I think your friend in the office was right, no need to confront something that ain't gonna change or dosen't want to change. You may have a good idea of life and he law, but that is your idea, and it is not something everyone else needs to know, or 'should' know.

Look at it the other way around, if you feel so strongly about human rights (I do too) then what is he point in arguing with people who will not change, and who wil actually just make life (and photography) even more complex?


Vincent DiPietro , Jun 08, 2005; 11:06 a.m.
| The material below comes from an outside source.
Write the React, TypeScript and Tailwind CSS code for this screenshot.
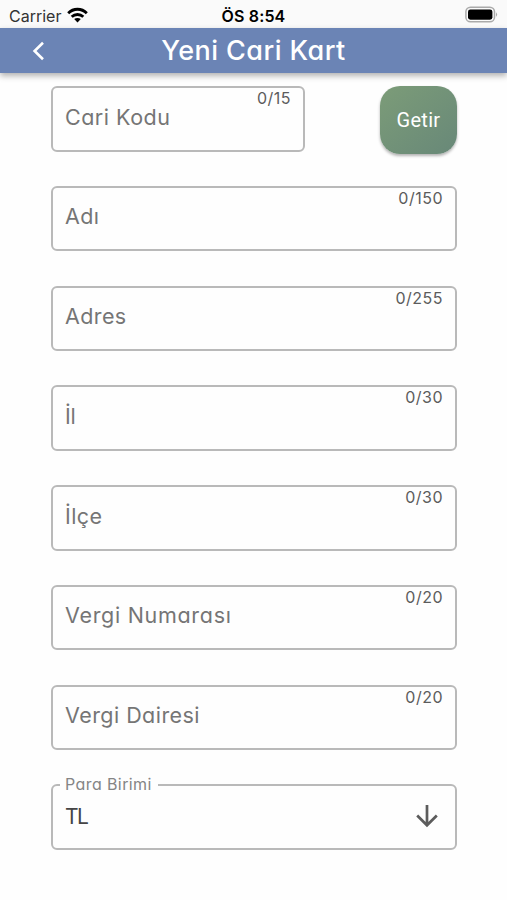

Dear Red Jenny, I had a similar experience last fall as I was in midtown on Madison between 46 & 47 Street. I was on the East side of the street trying to photograph the reflections in the glass building accross the street when a security person came over to me and stated "This is Bear Sterns' Street- you cannot photograph here." He kept on repeating that like a mantra and I kept on asking to see the metal plack that states that the sidewalk is privately owned. He became threatening so I went home and called 311 and was told that since I wasn't using a tripod I could photograph all I wanted especially since there was no indication that this sidewalk was private property. This 311 person stated that even if there was a plack I could likely take photographs. My feeling, aside from anger, is that these security guards are likely being watched by their superiors who are so fearful for their jobs they will hassel anyone who they think might be frowned upon by the "Big Bossman". Another observation:I have never been hasseled by any New York City policeman, in fact at the many rallys I have attended they have always been professional. On the other hand, the only times that I have been hasseled was by private security working for private companies.